[Pages as source code]
───

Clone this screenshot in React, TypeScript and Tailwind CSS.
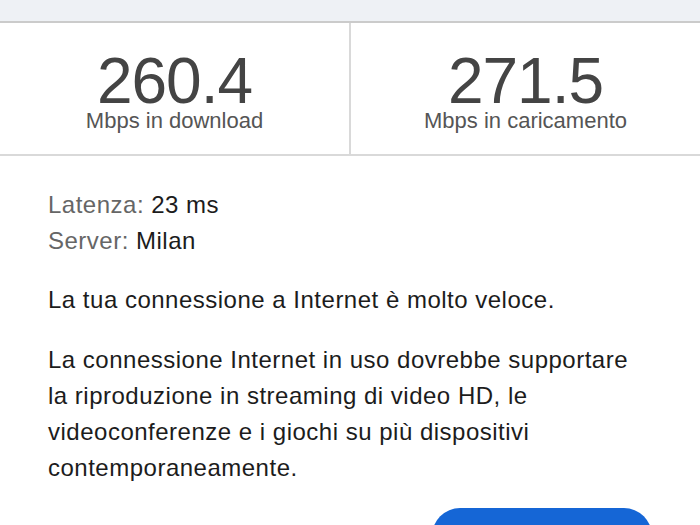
export default function App() {
  const font = { fontFamily: '"Liberation Sans", Arial, Helvetica, sans-serif' };
  return (
    <div className="w-[700px] h-[525px] overflow-hidden bg-white" style={font}>
      <div className="h-[23px] bg-[#eef1f5] border-b-2 border-[#cbcbcb]" />
      <div className="flex h-[133px] border-b-2 border-[#d9d9d9]">
        <div className="flex-1 flex flex-col items-center pt-[33px] border-r-2 border-[#d9d9d9]">
          <div className="text-[64px] leading-[50px] text-[#444444] tracking-[-1px]">260.4</div>
          <div className="mt-[3px] text-[22px] leading-[24px] text-[#555555]">Mbps in download</div>
        </div>
        <div className="flex-1 flex flex-col items-center pt-[33px]">
          <div className="text-[64px] leading-[50px] text-[#444444] tracking-[-1px]">271.5</div>
          <div className="mt-[3px] text-[22px] leading-[24px] text-[#555555]">Mbps in caricamento</div>
        </div>
      </div>
      <div className="px-[48px] pt-[31px] text-[24px] leading-[36px] tracking-[0.5px] text-[#1c1c1c]">
        <div>
          <span className="text-[#666666]">Latenza:</span> 23 ms
        </div>
        <div>
          <span className="text-[#666666]">Server:</span> Milan
        </div>
        <p className="mt-[23px]">La tua connessione a Internet è molto veloce.</p>
        <p className="mt-[24px]">
          La connessione Internet in uso dovrebbe supportare la riproduzione in streaming di video HD, le
          videoconferenze e i giochi su più dispositivi contemporaneamente.
        </p>
      </div>
      <div className="flex justify-end items-start pr-[48px] mt-[22px]">
        <span className="mt-[8px] mr-[37px] text-[24px] leading-[36px] text-[#444444]">Scopri di più</span>
        <button className="w-[220px] h-[64px] rounded-[28px] bg-[#1566d6] text-white text-[20px] leading-[24px]">
          Riprova
        </button>
      </div>
    </div>
  );
}
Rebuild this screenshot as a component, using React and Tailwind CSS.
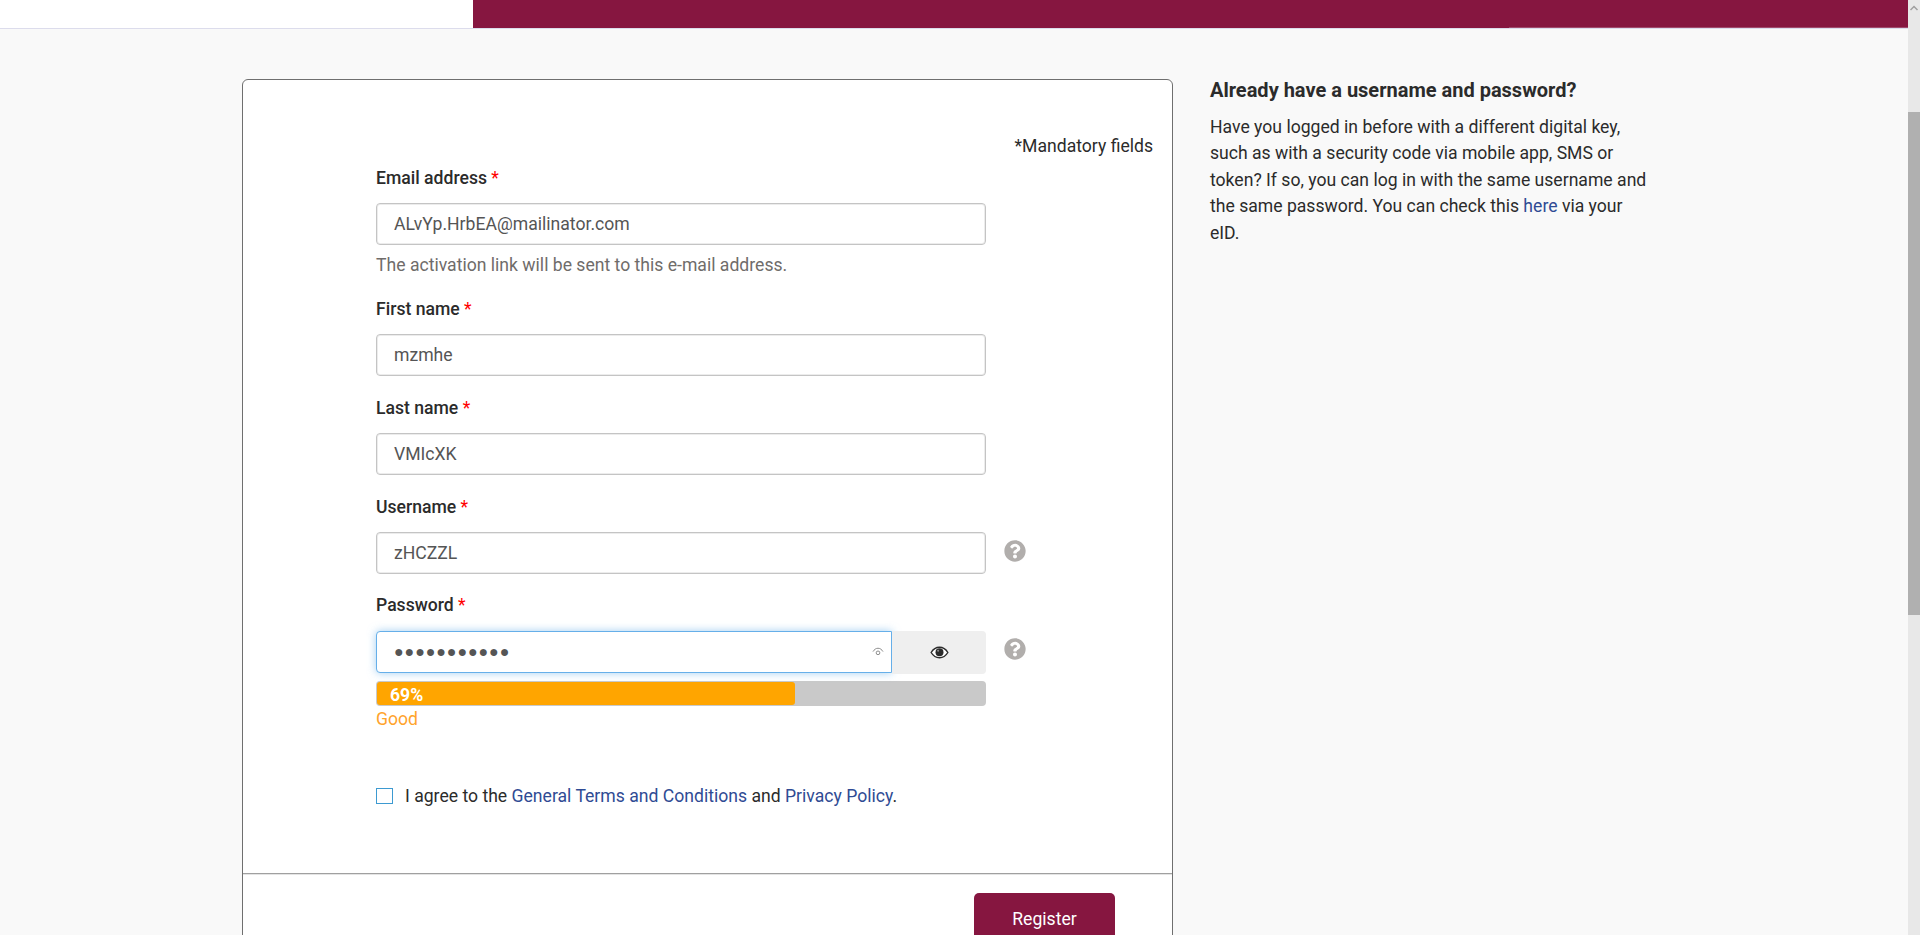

───

_Given task_: Except for the pictures, reproduce every line exactly.

_Answer to this task_:
Clone this screenshot in React, TypeScript and Tailwind CSS.
export default function App() {
  const font = { fontFamily: '"Liberation Sans", Arial, Helvetica, sans-serif' };
  return (
    <div className="w-[700px] h-[525px] overflow-hidden bg-white" style={font}>
      <div className="h-[23px] bg-[#eef1f5] border-b-2 border-[#cbcbcb]" />
      <div className="flex h-[133px] border-b-2 border-[#d9d9d9]">
        <div className="flex-1 flex flex-col items-center pt-[33px] border-r-2 border-[#d9d9d9]">
          <div className="text-[64px] leading-[50px] text-[#444444] tracking-[-1px]">260.4</div>
          <div className="mt-[3px] text-[22px] leading-[24px] text-[#555555]">Mbps in download</div>
        </div>
        <div className="flex-1 flex flex-col items-center pt-[33px]">
          <div className="text-[64px] leading-[50px] text-[#444444] tracking-[-1px]">271.5</div>
          <div className="mt-[3px] text-[22px] leading-[24px] text-[#555555]">Mbps in caricamento</div>
        </div>
      </div>
      <div className="px-[48px] pt-[31px] text-[24px] leading-[36px] tracking-[0.5px] text-[#1c1c1c]">
        <div>
          <span className="text-[#666666]">Latenza:</span> 23 ms
        </div>
        <div>
          <span className="text-[#666666]">Server:</span> Milan
        </div>
        <p className="mt-[23px]">La tua connessione a Internet è molto veloce.</p>
        <p className="mt-[24px]">
          La connessione Internet in uso dovrebbe supportare la riproduzione in streaming di video HD, le
          videoconferenze e i giochi su più dispositivi contemporaneamente.
        </p>
      </div>
      <div className="flex justify-end items-start pr-[48px] mt-[22px]">
        <span className="mt-[8px] mr-[37px] text-[24px] leading-[36px] text-[#444444]">Scopri di più</span>
        <button className="w-[220px] h-[64px] rounded-[28px] bg-[#1566d6] text-white text-[20px] leading-[24px]">
          Riprova
        </button>
      </div>
    </div>
  );
}
Rebuild this screenshot as a component, using React and Tailwind CSS.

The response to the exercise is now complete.